Collection de Japon is kind of hidden on the fourth floor of a building, not far from the Bay department store downtown. But those who make the trek are rewarded with all sorts of lovely imports from Japan; including one-of-a-kind kimono; furoshiki, an earth-friendly kind of wrapping cloth in beautiful fabrics (in case you don’t know how to fold them up as pretty as owner Ms. Uchimaya can, there’s a handy little video on her website), bento boxes for bringing your lunch to work in style; and elegant tatami mats.
Local label Mosaïk Montréal by designer Marie-Ève Chagnon has chic “kimono” dresses in teal or black and come with a bronze obi-style belt.
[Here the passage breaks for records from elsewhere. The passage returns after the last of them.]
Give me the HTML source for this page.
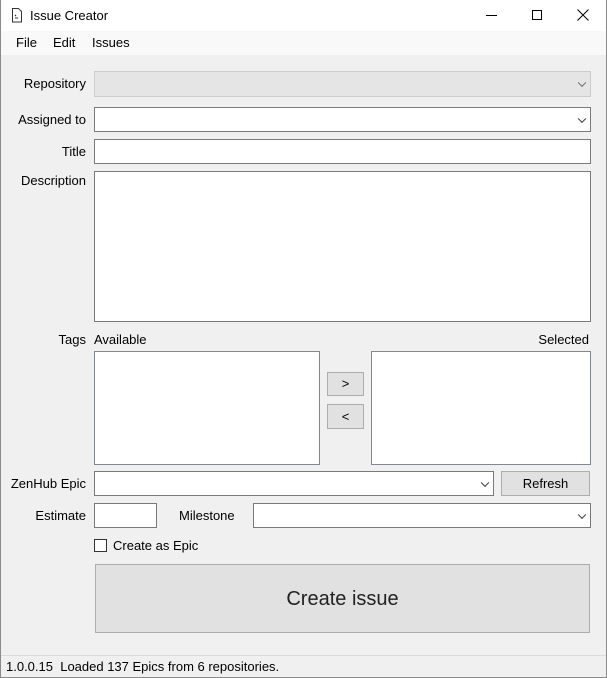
<!DOCTYPE html>
<html><head><style>
*{box-sizing:border-box;margin:0;padding:0}
body{width:607px;height:678px;background:#f0f0f0;font-family:"Liberation Sans",sans-serif;font-size:13px;color:#000;position:relative;overflow:hidden}
.a{position:absolute}
.win{left:0;top:0;width:607px;height:678px;border:1px solid #8a8a8a;border-top:none}
.tb{left:0;top:0;width:607px;height:31px;background:#fff}
.mb{left:1px;top:31px;width:605px;height:24px;background:#f9f9f9}
.box{background:#fff;border:1px solid #7a7a7a}
.lbl{text-align:right;width:86px;left:0}
.btn{background:#e1e1e1;border:1px solid #adadad;text-align:center}
.chev{position:absolute;right:5px;top:50%;width:6px;height:6px;border-right:1px solid #333;border-bottom:1px solid #333;transform:translateY(-70%) rotate(45deg)}
</style></head><body>
<div class="a tb"></div>
<svg class="a" style="left:11px;top:8px" width="12" height="15"><path d="M1.5 .5h6l3 3v10.5h-9z" fill="#fff" stroke="#333"/><path d="M4 7l1 1M5 7l-1 1M4 10h3" stroke="#333"/></svg>
<div class="a" style="left:30px;top:8px">Issue Creator</div>
<div class="a" style="left:486px;top:15px;width:11px;height:1px;background:#000"></div>
<div class="a" style="left:532px;top:10px;width:10px;height:10px;border:1px solid #000"></div>
<svg class="a" style="left:577px;top:9px" width="12" height="12"><path d="M.5 .5l11 11M11.5 .5l-11 11" stroke="#000"/></svg>
<div class="a mb"></div>
<div class="a" style="left:16px;top:35px">File</div>
<div class="a" style="left:53px;top:35px">Edit</div>
<div class="a" style="left:92px;top:35px">Issues</div>

<div class="a lbl" style="top:76px">Repository</div>
<div class="a" style="left:94px;top:71px;width:497px;height:26px;background:#e5e5e5;border:1px solid #ccc"><span class="chev" style="border-color:#666"></span></div>
<div class="a lbl" style="top:112px">Assigned to</div>
<div class="a box" style="left:94px;top:107px;width:497px;height:25px"><span class="chev"></span></div>
<div class="a lbl" style="top:144px">Title</div>
<div class="a box" style="left:94px;top:139px;width:497px;height:25px"></div>
<div class="a lbl" style="top:173px">Description</div>
<div class="a box" style="left:94px;top:171px;width:497px;height:151px"></div>
<div class="a lbl" style="top:332px">Tags</div>
<div class="a" style="left:94px;top:332px">Available</div>
<div class="a" style="left:531px;top:332px;width:58px;text-align:right">Selected</div>
<div class="a box" style="left:94px;top:351px;width:226px;height:114px;border-color:#828790"></div>
<div class="a box" style="left:371px;top:351px;width:220px;height:114px;border-color:#828790"></div>
<div class="a btn" style="left:327px;top:372px;width:37px;height:24px;line-height:22px">&gt;</div>
<div class="a btn" style="left:327px;top:404px;width:37px;height:25px;line-height:23px">&lt;</div>
<div class="a lbl" style="top:476px">ZenHub Epic</div>
<div class="a box" style="left:94px;top:471px;width:400px;height:25px"><span class="chev"></span></div>
<div class="a btn" style="left:501px;top:471px;width:89px;height:25px;line-height:23px">Refresh</div>
<div class="a lbl" style="top:508px">Estimate</div>
<div class="a box" style="left:94px;top:503px;width:63px;height:25px"></div>
<div class="a" style="left:179px;top:508px">Milestone</div>
<div class="a box" style="left:253px;top:503px;width:338px;height:25px"><span class="chev"></span></div>
<div class="a" style="left:94px;top:539px;width:13px;height:13px;background:#fff;border:1px solid #333"></div>
<div class="a" style="left:113px;top:538px">Create as Epic</div>
<div class="a btn" style="left:95px;top:564px;width:495px;height:69px;line-height:69px;font-size:20px;color:#222">Create issue</div>
<div class="a" style="left:1px;top:655px;width:605px;height:1px;background:#dadada"></div>
<div class="a" style="left:6px;top:659px">1.0.0.15&nbsp; Loaded 137 Epics from 6 repositories.</div>
<div class="a win"></div>
</body></html>
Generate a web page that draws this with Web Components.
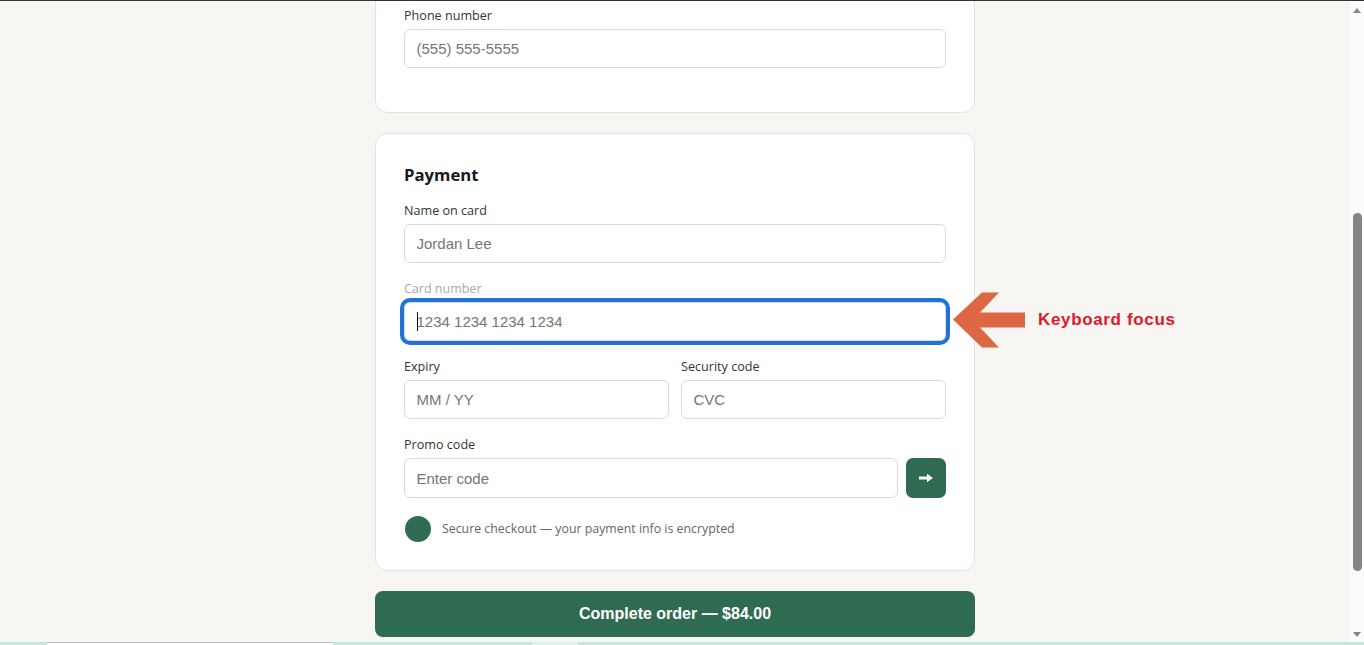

Marie-Eve’s contemporary take ensures that you will not look like a geisha-wannabe. Available at J’Bouj (1699 rue Amherst).
Just across from the Olympic Stadium, the Japanese Garden and Pavilion of the Montreal Botanical Garden is a Zen getaway by Japanese architect Ken Nakajima. The outdoor space includes a meditative rock garden, traditional lantern and bridges, and a bonsai garden with mini-trees up to 350 years old. The tea garden is only open from May to November, but not to worry otherwise as the garden is breathtaking all year round.
If you’re planning a visit in August, there are two events you may find interesting. The first is Otakuthon, which is held at the Palais des congrès (Convention Centre). Next year’s dates are already planned for Aug. 12 to 14, 2011. Otaku is a Japanese term for those who have obsessive tendencies when it comes to anime, manga or video games. This unusual event where dressing up is de rigueur is probably the closest you’ll get to the Akihabara or Shibuya districts – or three days of Halloween.
Second, there is the Matsuri Japan Festival at the Quays of the Old Port, usually the first half of August. (Dates for 2011 are still TBA at this time.) This is a lovely family event held al fresco that features Japanese food, cultural activities and performances (such as bon odori and taiko) and martial arts (karate, nawatobi, judo, kyudo, aikido) – and hardcore gaijins sporting yukatas.